No British institution survives this long without becoming a class argument. Wetherspoons is mocked because it is accessible, and accessible things in Britain are often treated with suspicion by people who claim to love the common man provided he is elsewhere. Sneering at Wetherspoons has become a little cultural hobby, a way of signalling that one’s own drinking habits involve exposed brick and a menu typed in Futura.

But the chain has something many fashionable venues would kill for – clarity. It tells you exactly what it is. It is not pretending to be a neighbourhood concept. It is not asking you to admire the provenance of the ketchup. It is a big pub where the ale is cheap, the toilets are somehow in Stoke despite the building being in Bury St Edmunds, and the menu contains enough curry sauce to survive a constitutional crisis.

There is honesty in that. Not moral purity, obviously. Just honesty. The place makes no serious attempt to enchant you. It simply stands there, under old theatre ceilings or former bank arches, offering a steak club and a level of fluorescent lighting normally reserved for regional airports.

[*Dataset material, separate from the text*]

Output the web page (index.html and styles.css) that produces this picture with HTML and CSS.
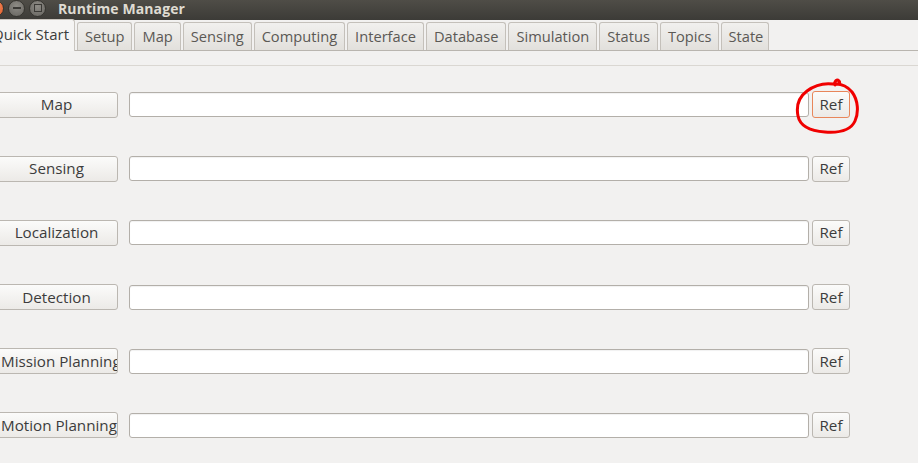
FILE: index.html
```html
<!DOCTYPE html>
<html>
<head>
<meta charset="utf-8">
<title>Runtime Manager</title>
<link rel="stylesheet" href="styles.css">
</head>
<body>
<div class="window">
  <header class="titlebar">
    <div class="wbtns">
      <span class="wbtn close"></span>
      <span class="wbtn min"><span class="dash"></span></span>
      <span class="wbtn max"><span class="sq"></span></span>
    </div>
    <div class="title">Runtime Manager</div>
  </header>
  <nav class="tabbar">
    <div class="tab active">Quick Start</div>
    <div class="tab">Setup</div>
    <div class="tab">Map</div>
    <div class="tab">Sensing</div>
    <div class="tab">Computing</div>
    <div class="tab">Interface</div>
    <div class="tab">Database</div>
    <div class="tab">Simulation</div>
    <div class="tab">Status</div>
    <div class="tab">Topics</div>
    <div class="tab">State</div>
  </nav>
  <div class="pane-top"></div>
  <main class="rows">
    <div class="row">
      <button class="btn name">Map</button>
      <input class="field" type="text">
      <span class="ref-wrap">
        <button class="btn ref focus">Ref</button>
        <svg class="scribble" width="70" height="62" viewBox="0 0 70 62">
          <path d="M40 9 C 39 5, 42 3, 44 5 C 46 7, 43 9, 38 8 C 30 7, 20 9, 12 15 C 4 21, 1 30, 3 40 C 5 50, 16 55, 30 56 C 44 57, 56 54, 60 45 C 64 36, 63 24, 57 16 C 52 10, 46 8, 41 8" fill="none" stroke="#f00000" stroke-width="3" stroke-linecap="round" stroke-linejoin="round"/>
        </svg>
      </span>
    </div>
    <div class="row">
      <button class="btn name">Sensing</button>
      <input class="field" type="text">
      <button class="btn ref">Ref</button>
    </div>
    <div class="row">
      <button class="btn name">Localization</button>
      <input class="field" type="text">
      <button class="btn ref">Ref</button>
    </div>
    <div class="row">
      <button class="btn name">Detection</button>
      <input class="field" type="text">
      <button class="btn ref">Ref</button>
    </div>
    <div class="row">
      <button class="btn name">Mission Planning</button>
      <input class="field" type="text">
      <button class="btn ref">Ref</button>
    </div>
    <div class="row">
      <button class="btn name">Motion Planning</button>
      <input class="field" type="text">
      <button class="btn ref">Ref</button>
    </div>
  </main>
</div>
</body>
</html>
```

FILE: styles.css
```css
* { box-sizing: border-box; }
html, body {
  margin: 0;
  padding: 0;
  width: 918px;
  height: 463px;
  overflow: hidden;
  background: #f2f1f0;
  font-family: "Open Sans", "Noto Sans", "DejaVu Sans", sans-serif;
}
.window {
  width: 918px;
  height: 463px;
  overflow: hidden;
  background: #f2f1f0;
}
.titlebar {
  height: 20px;
  display: flex;
  align-items: center;
  background: linear-gradient(#4f4d47, #3c3b37);
  overflow: hidden;
}
.wbtns {
  display: flex;
  align-items: center;
  gap: 4px;
  margin-left: -13px;
  margin-top: -4px;
}
.wbtn {
  width: 17px;
  height: 17px;
  border-radius: 50%;
  display: flex;
  align-items: center;
  justify-content: center;
  border: 1px solid #35342f;
}
.wbtn.close {
  background: radial-gradient(circle at 50% 35%, #f68c5f, #df5a26);
}
.wbtn.min, .wbtn.max {
  background: radial-gradient(circle at 50% 35%, #8e8c86, #65635e);
}
.dash {
  width: 8px;
  height: 2px;
  background: #3b3a36;
}
.sq {
  width: 8px;
  height: 8px;
  border: 1.5px solid #3b3a36;
}
.title {
  margin-left: 12px;
  color: #dfdbd2;
  font-weight: 700;
  font-size: 14px;
  line-height: 18px;
  margin-top: -3px;
  letter-spacing: 0.1px;
}
.tabbar {
  display: flex;
  align-items: flex-end;
  gap: 2px;
  height: 31px;
  border-bottom: 1px solid #b9b5af;
  margin-left: -16px;
  background: #f2f1f0;
}
.tab {
  height: 28px;
  padding: 0 7px 1px;
  display: flex;
  align-items: center;
  font-size: 14.67px;
  color: #5b5955;
  background: linear-gradient(#f1f0ee, #e2e0dc);
  border: 1px solid #c4c0ba;
  border-bottom: none;
  border-radius: 3px 3px 0 0;
  white-space: nowrap;
}
.tab:last-child {
  padding-right: 5px;
  padding-left: 6px;
}
.tab.active {
  height: 32px;
  margin-bottom: -1px;
  background: #f5f4f3;
  color: #3c3c3c;
  border-color: #c9c5bf;
  margin-right: 0;
  padding: 0 5px 4px 7px;
  font-size: 15px;
}
.pane-top {
  height: 15px;
  border-bottom: 1px solid #dad7d2;
}
.rows {
  padding-top: 26px;
  display: flex;
  flex-direction: column;
  gap: 39.2px;
}
.row {
  display: flex;
  align-items: center;
  height: 25px;
}
.btn {
  font-family: "Open Sans", "Noto Sans", "DejaVu Sans", sans-serif;
  font-size: 15.2px;
  color: #3c3c3c;
  background: linear-gradient(#fbfbfa, #eceae7);
  border: 1px solid #bbb7b1;
  border-radius: 3px;
  height: 26px;
  padding: 0 0 1px;
  line-height: 22px;
  white-space: nowrap;
  overflow: hidden;
  text-align: center;
}
.btn.name {
  width: 124px;
  margin-left: -6px;
  padding: 0 5px 1px 6px;
}
.field {
  width: 680px;
  height: 25px;
  margin-left: 11px;
  background: #ffffff;
  border: 1px solid #b3afa9;
  border-radius: 3px;
  box-shadow: inset 0 1px 1px rgba(0,0,0,0.06);
  outline: none;
}
.btn.ref {
  width: 38px;
  margin-left: 3px;
}
.ref-wrap {
  position: relative;
  display: flex;
  margin-left: 3px;
}
.ref-wrap .btn.ref {
  margin-left: 0;
}
.btn.ref.focus {
  border-color: #e8865a;
  height: 27px;
}
.scribble {
  position: absolute;
  left: -17px;
  top: -15px;
  pointer-events: none;
}
```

Why people keep coming back

Because familiarity matters more than cool. Because a lot of modern life is expensive, fiddly and weirdly self-satisfied. Because there is relief in a pub where nobody is trying to educate your palate. And because, for all the jokes, Wetherspoons often does what many pricier places fail to do – it gives people somewhere to go.

That matters in smaller towns, especially. Strip away the memes and the chain is often one of the few places open early, open late, and broad enough in offer to suit a breakfast meeting, a family lunch, a solo pint or the first stop in an evening of regrettable decisions. It is less a pub than a public utility with cider.

Even its flaws are oddly stabilising. The carpets are unhinged, but reliably so. The menu photos are ambitious, but no more ambitious than the rest of us. The journey to the toilets could be logged with Ordnance Survey. Yet these are not bugs in the British experience. They are features.

If you want to understand the country, you could do worse than spend an hour in Wetherspoons listening carefully. Somewhere between the cut-price breakfast, the app-ordered doom and the man loudly insisting his chips are cold when they are visibly steaming, you will hear modern Britain talking to itself. Best to order a coffee refill and let it carry on.